World Bank Ups Thailand’s 2025 Growth to 2%, But Warns of Political Headwinds

The World Bank has revised Thailand’s growth outlook for 2025 to 2% as major concerns over the trade tariffs earlier this year have begun to subside. However, new challenges are within sight as political uncertainties could slow down growth in the country.

Since the beginning of this year, the global economy, including the economies of Southeast Asian countries, has faced various challenges. The biggest challenge, however, comes from the U.S. raising customs tariffs.

Most recently, on October 7, Mr. Aaditya Mattoo, Chief Economist for East Asia and Pacific at the World Bank, stated at a press briefing regarding the “East Asia and Pacific Economic Update” report for October 2025 that over the past three decades, the economies of East Asia and the Pacific have experienced rapid growth. However, this growth is now showing a downward trend.

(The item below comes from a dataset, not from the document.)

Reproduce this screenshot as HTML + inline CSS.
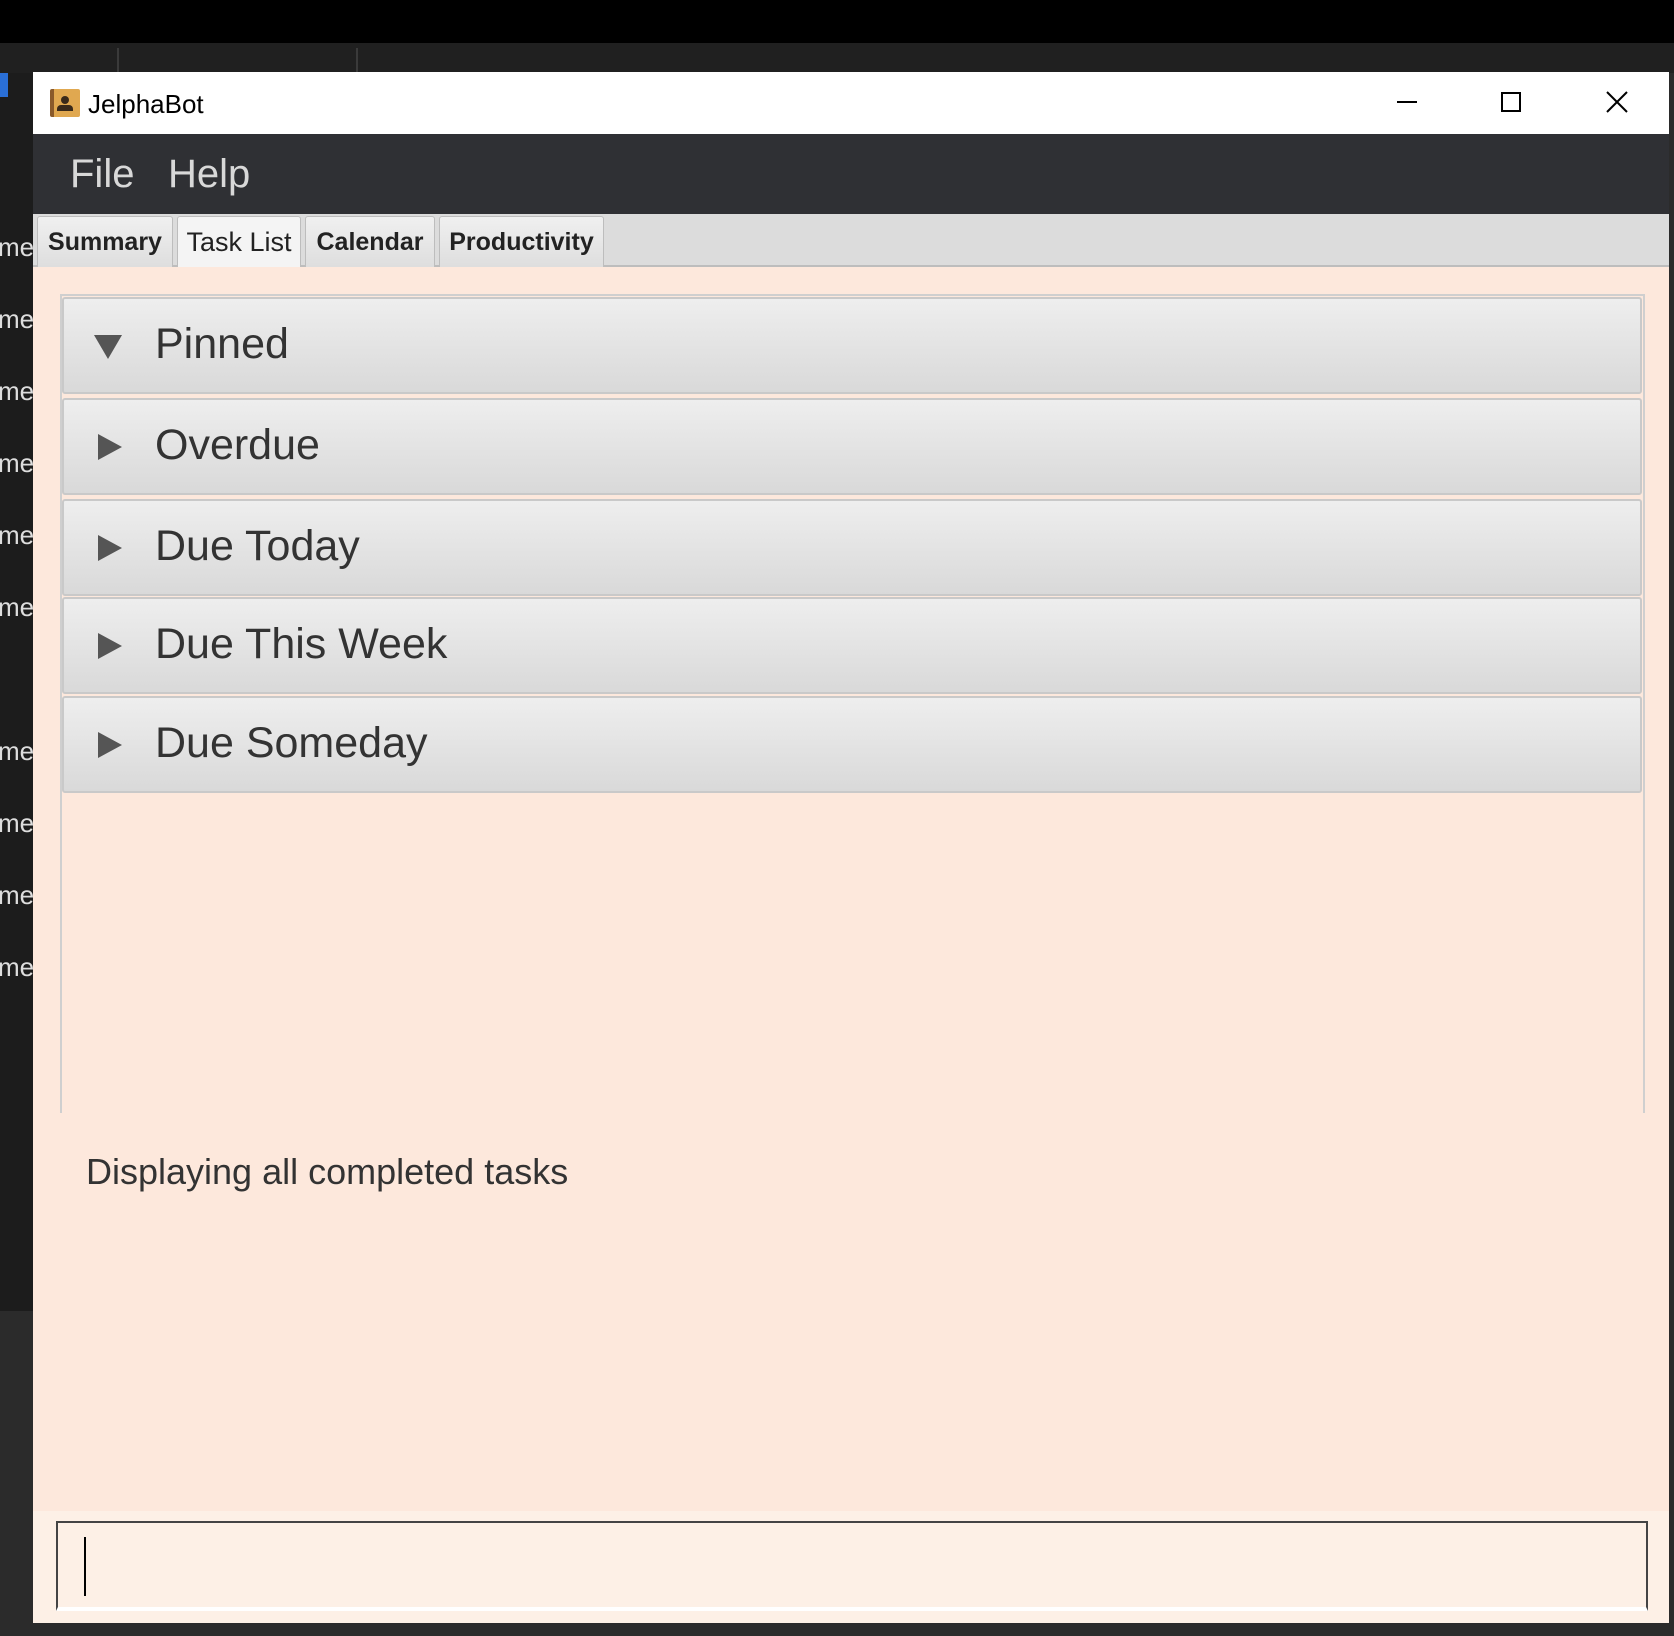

For this year, growth is projected at 4.8%, and only 4.3% next year, dropping from 5.0% last year.

Particularly, among the five largest economies in ASEAN (ASEAN-5)—Indonesia, Malaysia, the Philippines, Singapore, and Thailand—growth is expected to be 4.6% this year and 4.5% next year, clearly lower than in 2024.

For Thailand, however, economic growth (GDP) is projected to reach 2% in 2025 and 1.8% next year, an upward revision from the previous forecast in the July report, which expected growth for the entire 2025 to be only 1.8%. However, the report also notes that political uncertainty might slow down public spending and overall investment.